Interface markup and scripts

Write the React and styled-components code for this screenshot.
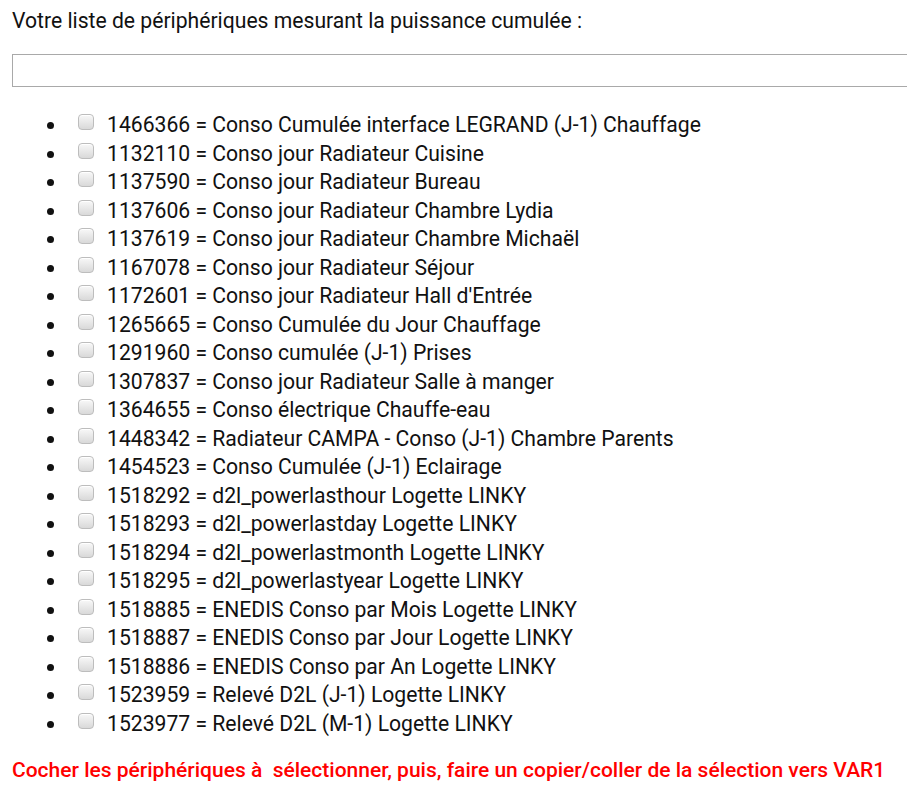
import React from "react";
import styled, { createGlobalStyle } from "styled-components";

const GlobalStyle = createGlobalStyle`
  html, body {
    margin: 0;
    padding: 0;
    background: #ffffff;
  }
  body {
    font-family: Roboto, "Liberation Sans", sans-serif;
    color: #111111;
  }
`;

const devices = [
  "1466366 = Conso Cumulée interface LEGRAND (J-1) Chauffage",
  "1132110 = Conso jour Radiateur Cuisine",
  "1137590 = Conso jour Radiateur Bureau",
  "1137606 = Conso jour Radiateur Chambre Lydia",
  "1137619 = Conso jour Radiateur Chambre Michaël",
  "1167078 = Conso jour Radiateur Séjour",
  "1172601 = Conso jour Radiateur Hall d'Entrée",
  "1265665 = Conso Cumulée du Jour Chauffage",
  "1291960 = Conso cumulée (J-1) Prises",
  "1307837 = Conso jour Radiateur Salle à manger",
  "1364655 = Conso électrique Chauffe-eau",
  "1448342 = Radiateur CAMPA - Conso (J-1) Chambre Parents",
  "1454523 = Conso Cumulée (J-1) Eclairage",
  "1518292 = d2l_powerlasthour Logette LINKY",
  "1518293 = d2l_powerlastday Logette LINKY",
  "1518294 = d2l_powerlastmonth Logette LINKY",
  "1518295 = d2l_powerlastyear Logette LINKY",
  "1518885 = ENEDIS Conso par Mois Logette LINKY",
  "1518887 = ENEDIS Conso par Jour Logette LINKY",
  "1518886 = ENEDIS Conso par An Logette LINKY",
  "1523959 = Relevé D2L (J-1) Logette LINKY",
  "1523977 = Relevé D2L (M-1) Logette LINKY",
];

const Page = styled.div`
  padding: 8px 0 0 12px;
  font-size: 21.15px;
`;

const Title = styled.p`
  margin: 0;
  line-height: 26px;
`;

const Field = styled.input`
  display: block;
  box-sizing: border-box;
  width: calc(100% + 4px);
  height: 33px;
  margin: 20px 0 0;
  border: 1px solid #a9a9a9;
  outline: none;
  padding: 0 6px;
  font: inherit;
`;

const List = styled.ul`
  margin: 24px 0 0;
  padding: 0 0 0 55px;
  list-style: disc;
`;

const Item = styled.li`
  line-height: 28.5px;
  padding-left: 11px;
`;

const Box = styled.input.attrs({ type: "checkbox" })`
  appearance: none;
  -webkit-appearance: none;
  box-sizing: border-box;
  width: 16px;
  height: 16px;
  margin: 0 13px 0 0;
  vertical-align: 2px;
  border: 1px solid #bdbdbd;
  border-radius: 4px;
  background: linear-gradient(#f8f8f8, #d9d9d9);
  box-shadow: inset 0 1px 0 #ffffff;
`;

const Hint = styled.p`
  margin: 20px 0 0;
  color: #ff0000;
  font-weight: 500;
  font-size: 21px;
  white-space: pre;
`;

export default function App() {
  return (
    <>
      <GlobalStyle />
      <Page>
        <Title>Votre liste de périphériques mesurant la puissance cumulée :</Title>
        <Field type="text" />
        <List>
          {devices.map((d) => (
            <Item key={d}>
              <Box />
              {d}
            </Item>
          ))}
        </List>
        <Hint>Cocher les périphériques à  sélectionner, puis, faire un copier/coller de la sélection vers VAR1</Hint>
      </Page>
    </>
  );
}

...

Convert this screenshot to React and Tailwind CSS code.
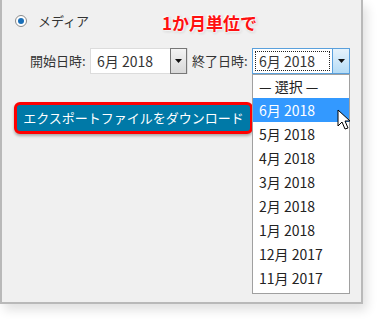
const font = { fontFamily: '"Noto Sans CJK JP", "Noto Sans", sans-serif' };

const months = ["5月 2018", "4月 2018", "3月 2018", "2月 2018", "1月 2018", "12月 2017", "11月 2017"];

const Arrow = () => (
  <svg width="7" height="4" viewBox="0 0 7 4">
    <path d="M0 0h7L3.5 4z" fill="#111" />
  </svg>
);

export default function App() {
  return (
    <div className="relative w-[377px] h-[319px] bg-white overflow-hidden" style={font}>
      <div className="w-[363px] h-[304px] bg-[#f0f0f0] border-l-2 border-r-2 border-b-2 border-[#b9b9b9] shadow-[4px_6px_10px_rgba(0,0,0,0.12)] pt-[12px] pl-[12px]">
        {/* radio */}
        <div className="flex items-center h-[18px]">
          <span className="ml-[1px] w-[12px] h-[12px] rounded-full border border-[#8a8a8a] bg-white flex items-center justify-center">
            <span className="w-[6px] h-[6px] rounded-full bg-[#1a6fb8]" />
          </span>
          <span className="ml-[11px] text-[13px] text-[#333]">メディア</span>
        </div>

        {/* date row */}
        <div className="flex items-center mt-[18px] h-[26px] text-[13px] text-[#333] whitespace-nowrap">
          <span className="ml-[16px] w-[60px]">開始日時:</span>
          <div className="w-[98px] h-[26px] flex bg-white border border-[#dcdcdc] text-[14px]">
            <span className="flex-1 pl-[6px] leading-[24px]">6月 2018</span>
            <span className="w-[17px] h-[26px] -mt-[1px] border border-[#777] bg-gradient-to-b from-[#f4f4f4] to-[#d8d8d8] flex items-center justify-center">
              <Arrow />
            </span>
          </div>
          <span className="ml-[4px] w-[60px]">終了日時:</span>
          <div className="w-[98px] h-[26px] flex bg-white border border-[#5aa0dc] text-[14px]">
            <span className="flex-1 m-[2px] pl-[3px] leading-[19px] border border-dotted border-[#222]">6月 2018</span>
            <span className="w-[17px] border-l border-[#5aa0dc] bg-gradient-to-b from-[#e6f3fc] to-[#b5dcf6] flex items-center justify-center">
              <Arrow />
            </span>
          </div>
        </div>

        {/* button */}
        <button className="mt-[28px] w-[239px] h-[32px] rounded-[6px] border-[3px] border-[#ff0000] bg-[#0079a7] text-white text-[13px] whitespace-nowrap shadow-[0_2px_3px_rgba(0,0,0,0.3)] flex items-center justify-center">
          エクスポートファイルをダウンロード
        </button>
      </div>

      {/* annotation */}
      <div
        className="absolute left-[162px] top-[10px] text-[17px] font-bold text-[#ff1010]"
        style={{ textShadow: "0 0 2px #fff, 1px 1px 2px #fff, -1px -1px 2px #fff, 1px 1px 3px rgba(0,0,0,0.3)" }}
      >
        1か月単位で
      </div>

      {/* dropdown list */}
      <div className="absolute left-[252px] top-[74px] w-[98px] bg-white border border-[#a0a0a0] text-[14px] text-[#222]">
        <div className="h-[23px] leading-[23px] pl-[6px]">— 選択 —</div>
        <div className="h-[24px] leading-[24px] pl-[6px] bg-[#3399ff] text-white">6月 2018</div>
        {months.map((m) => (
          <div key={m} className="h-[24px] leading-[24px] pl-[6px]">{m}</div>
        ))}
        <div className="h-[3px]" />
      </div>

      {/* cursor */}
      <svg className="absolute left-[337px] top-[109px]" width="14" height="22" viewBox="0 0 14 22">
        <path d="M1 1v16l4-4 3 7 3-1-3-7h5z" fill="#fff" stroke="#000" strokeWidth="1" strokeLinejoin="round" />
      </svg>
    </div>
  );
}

Your goal:
From the listing above, return each line with the word "components".

Task response:
Write the React and styled-components code for this screenshot.
import styled, { createGlobalStyle } from "styled-components";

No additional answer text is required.